The brazing filler metal F disposed on each conductive pattern 6 in the first step (S300) is not formed with a thickness of about 0.1 to several micrometers, which are implemented in a plating process, but is formed with a thickness of about several tens of micrometers to several hundreds of micrometers, which are implemented in, for example, the reflow process. It is estimated that the formation of the brazing filler metal F with such a thickness allows the brazing filler metal F to be melted and flow into the penetrating hole 14 of each terminal 9 before the heat generated in each terminal 9 by the irradiation of the laser beam L onto each terminal 9 defuses to the conductive pattern 6 and the insulating substrate 5.
Second, the melted brazing filler metal F is sucked into the penetrating hole 14 which is formed due to the irradiation of the laser beam L.
The fixing method described above has the following features.

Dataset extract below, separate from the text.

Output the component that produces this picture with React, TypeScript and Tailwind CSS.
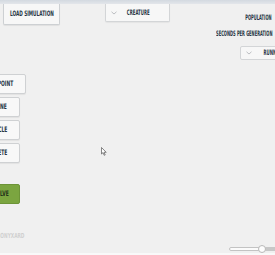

The fixing method for fixing each terminal 9 to the corresponding conductive pattern 6 (object to be fixed) with the brazing filler metal F disposed therebetween includes: the first step (S300) of disposing the brazing filler metal F on the conductive pattern 6; the second step (S310) of bringing the terminal 9 into contact with the brazing filler metal F; and the third step (S320) of forming the penetrating hole 14 in the terminal 9 by irradiating the laser beam L onto the terminal 9. In the third step (S320), the laser beam L is irradiated onto the terminal 9 in such a manner that the brazing filler metal F melted by the irradiation of the laser beam L enters the penetrating hole 14 and reaches the vicinity of the upper opening 15 (upper end) of the penetrating hole 14. In other words, in the third step (S320), the laser beam L is irradiated onto the terminal 9 in such a manner that the penetrating hole 14 is filled with the brazing filler metal F melted by the irradiation of the laser beam L. According to the above method, the brazing filler metal F enters the penetrating hole 14, which allows the terminal 9 to be fixed to the conductive pattern 6 with the brazing filler metal F disposed therebetween. The present inventors consider that the fixation between the terminal 9 and the brazing filler metal F is not due to wetting phenomena. Accordingly, the irradiation time of the laser beam L per terminal can be reduced in comparison with the case where the fixation between the terminal 9 and the brazing filler metal F is due to wetting phenomena. According to the above method, since the brazing filler metal F reaches the vicinity of the upper opening 15 (upper end) of the penetrating hole 14, whether the terminal 9 and the brazing filler metal F are fixed to each other can be confirmed when the upper surface 11 (laser beam irradiation surface) of the terminal 9 is viewed from above.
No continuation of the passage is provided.